--- Begin ---

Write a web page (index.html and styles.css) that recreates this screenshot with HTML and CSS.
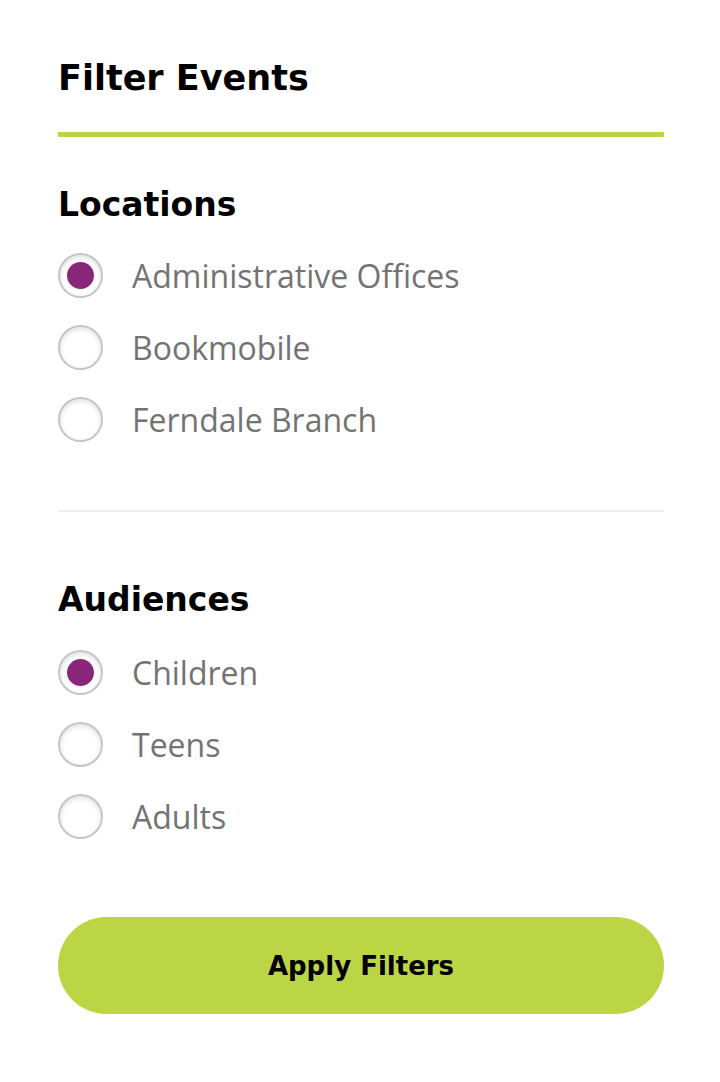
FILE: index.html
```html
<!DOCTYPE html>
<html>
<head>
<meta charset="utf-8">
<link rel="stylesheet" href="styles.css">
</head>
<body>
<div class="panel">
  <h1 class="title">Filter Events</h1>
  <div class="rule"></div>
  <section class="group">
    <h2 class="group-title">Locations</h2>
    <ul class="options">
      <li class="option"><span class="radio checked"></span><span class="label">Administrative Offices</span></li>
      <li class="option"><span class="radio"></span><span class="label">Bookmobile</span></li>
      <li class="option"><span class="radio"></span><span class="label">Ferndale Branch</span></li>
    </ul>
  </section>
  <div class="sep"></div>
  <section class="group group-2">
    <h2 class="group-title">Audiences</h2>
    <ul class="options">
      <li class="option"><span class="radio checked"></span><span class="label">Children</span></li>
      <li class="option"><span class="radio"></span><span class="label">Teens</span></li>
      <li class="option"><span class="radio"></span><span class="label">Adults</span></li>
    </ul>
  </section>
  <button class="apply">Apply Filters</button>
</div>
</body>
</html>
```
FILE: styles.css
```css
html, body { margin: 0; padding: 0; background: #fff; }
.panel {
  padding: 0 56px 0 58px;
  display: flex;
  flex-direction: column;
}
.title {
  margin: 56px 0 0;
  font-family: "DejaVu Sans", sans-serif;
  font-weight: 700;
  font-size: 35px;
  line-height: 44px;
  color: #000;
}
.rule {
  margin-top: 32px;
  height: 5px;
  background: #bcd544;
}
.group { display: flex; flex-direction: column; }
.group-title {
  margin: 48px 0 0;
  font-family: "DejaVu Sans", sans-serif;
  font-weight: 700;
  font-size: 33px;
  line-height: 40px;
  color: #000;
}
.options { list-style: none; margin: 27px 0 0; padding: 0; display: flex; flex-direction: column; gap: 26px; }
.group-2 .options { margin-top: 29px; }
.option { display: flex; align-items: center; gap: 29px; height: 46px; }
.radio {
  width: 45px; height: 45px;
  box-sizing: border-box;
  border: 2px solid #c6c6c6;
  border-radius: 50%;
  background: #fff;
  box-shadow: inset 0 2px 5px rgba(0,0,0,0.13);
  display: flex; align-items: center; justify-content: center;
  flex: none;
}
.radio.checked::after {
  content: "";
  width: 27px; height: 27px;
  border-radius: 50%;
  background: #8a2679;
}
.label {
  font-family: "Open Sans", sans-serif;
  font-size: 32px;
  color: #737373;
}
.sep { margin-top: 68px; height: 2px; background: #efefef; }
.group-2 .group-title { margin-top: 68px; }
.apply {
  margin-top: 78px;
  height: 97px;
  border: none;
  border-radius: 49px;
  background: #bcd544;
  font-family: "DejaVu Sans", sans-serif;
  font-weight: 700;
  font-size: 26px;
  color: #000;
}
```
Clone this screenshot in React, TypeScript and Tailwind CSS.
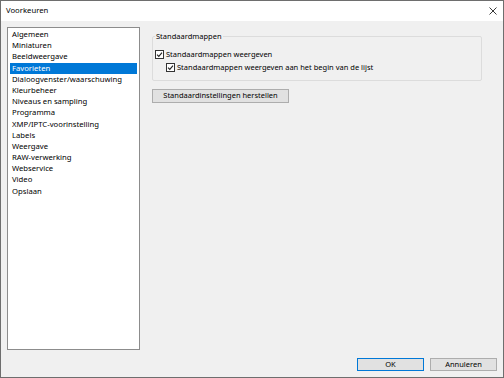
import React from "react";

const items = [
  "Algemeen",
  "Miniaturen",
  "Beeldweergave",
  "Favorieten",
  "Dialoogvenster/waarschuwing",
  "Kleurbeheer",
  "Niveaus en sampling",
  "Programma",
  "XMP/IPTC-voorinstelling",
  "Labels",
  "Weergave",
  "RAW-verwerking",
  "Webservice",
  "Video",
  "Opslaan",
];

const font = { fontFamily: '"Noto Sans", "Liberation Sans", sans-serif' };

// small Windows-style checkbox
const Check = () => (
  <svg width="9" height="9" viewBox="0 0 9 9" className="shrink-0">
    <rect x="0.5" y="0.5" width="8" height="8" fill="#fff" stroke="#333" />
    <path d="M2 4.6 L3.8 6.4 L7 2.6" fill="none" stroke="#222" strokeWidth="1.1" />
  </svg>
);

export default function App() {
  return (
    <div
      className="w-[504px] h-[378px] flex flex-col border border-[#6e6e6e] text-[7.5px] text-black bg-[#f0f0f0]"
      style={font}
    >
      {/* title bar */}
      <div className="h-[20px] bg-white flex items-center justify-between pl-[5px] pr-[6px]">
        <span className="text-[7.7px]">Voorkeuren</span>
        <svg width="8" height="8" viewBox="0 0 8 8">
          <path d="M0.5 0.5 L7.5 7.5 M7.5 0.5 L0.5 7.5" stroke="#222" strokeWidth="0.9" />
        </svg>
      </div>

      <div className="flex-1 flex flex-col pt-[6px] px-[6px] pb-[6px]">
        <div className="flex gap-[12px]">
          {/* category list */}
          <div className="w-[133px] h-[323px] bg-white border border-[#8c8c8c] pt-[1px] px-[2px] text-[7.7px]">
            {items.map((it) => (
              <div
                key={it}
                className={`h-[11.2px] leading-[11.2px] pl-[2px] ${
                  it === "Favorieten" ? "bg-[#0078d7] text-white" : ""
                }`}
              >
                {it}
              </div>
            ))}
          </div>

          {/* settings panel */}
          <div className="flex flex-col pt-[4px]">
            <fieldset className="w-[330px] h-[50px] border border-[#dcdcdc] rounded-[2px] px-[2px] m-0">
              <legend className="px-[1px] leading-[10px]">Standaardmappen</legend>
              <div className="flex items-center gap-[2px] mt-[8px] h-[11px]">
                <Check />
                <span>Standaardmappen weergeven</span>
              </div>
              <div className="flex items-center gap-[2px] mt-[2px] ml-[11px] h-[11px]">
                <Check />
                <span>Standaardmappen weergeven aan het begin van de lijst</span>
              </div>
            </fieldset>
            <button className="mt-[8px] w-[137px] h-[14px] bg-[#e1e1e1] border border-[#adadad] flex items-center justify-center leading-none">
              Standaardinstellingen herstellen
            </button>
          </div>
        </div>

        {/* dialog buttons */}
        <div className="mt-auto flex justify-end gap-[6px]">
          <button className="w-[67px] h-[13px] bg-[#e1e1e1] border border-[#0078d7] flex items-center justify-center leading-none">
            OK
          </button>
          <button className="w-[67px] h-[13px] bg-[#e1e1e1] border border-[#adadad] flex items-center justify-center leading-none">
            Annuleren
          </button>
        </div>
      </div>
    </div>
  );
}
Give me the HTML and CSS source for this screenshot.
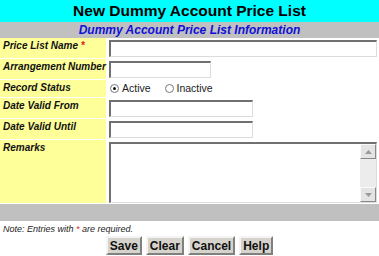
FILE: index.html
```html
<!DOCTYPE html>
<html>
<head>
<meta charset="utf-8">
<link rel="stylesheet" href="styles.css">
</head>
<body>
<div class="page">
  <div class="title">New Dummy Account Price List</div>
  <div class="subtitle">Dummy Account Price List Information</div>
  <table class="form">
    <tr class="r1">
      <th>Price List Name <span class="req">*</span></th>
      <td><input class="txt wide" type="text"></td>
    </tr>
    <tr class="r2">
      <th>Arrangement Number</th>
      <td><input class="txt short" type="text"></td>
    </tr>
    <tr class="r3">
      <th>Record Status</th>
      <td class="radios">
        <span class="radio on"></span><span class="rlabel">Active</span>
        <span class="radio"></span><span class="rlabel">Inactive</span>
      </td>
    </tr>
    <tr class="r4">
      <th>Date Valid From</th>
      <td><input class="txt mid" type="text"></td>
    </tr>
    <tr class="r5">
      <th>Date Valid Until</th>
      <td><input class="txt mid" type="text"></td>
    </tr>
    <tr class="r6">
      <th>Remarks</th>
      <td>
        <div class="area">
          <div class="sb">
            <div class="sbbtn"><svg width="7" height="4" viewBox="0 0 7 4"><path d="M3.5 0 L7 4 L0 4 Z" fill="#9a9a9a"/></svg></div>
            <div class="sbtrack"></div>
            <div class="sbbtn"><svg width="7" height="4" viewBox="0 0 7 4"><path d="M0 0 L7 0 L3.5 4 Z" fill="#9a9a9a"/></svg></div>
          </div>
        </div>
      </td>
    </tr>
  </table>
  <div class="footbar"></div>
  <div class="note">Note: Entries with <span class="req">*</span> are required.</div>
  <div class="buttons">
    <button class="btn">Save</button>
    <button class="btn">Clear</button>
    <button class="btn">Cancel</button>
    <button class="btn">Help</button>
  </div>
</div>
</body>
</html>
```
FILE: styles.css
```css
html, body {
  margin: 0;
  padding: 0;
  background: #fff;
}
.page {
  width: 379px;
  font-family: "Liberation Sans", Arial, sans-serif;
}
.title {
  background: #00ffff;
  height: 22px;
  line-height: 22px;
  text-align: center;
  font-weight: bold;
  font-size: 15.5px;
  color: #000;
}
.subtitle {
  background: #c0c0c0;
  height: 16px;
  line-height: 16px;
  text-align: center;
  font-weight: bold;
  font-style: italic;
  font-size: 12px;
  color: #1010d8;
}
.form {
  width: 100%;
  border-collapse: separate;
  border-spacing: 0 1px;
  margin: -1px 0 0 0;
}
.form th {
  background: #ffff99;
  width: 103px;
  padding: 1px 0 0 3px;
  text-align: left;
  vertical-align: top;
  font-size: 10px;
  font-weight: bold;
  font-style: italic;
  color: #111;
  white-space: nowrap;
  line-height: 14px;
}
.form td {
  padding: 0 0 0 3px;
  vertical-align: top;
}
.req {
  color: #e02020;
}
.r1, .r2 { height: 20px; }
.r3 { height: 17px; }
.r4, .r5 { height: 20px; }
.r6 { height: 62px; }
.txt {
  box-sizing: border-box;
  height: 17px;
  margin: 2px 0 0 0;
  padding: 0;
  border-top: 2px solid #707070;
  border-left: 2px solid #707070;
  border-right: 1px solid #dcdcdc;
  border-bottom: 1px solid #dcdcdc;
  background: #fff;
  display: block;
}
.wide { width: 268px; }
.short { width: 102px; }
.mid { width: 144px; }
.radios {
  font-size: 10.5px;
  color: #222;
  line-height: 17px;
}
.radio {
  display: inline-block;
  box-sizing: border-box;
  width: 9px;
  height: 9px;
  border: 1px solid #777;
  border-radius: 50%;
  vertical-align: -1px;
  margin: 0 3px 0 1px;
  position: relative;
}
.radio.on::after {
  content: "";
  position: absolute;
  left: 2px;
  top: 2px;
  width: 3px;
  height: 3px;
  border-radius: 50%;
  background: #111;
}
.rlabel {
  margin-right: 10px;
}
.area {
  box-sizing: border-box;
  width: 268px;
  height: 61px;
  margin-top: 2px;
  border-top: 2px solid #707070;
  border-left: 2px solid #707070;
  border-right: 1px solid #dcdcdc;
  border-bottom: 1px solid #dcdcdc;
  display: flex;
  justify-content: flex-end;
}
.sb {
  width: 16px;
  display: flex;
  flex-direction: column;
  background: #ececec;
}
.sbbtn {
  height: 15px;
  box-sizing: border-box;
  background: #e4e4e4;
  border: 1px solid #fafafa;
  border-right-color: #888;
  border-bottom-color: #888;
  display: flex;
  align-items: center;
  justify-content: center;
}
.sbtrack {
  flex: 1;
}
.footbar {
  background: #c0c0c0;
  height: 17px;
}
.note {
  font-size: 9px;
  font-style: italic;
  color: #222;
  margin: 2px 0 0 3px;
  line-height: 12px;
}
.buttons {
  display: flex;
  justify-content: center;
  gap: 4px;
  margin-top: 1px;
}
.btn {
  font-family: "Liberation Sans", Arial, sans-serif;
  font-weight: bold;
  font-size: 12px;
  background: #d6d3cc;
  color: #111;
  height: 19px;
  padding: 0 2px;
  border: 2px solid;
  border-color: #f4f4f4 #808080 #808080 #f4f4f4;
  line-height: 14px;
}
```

--- End ---

Output exactly the lines above, from the line with "Clone this screenshot" to the line with "import React from", both included; skip the pictures.

Clone this screenshot in React, TypeScript and Tailwind CSS.
import React from "react";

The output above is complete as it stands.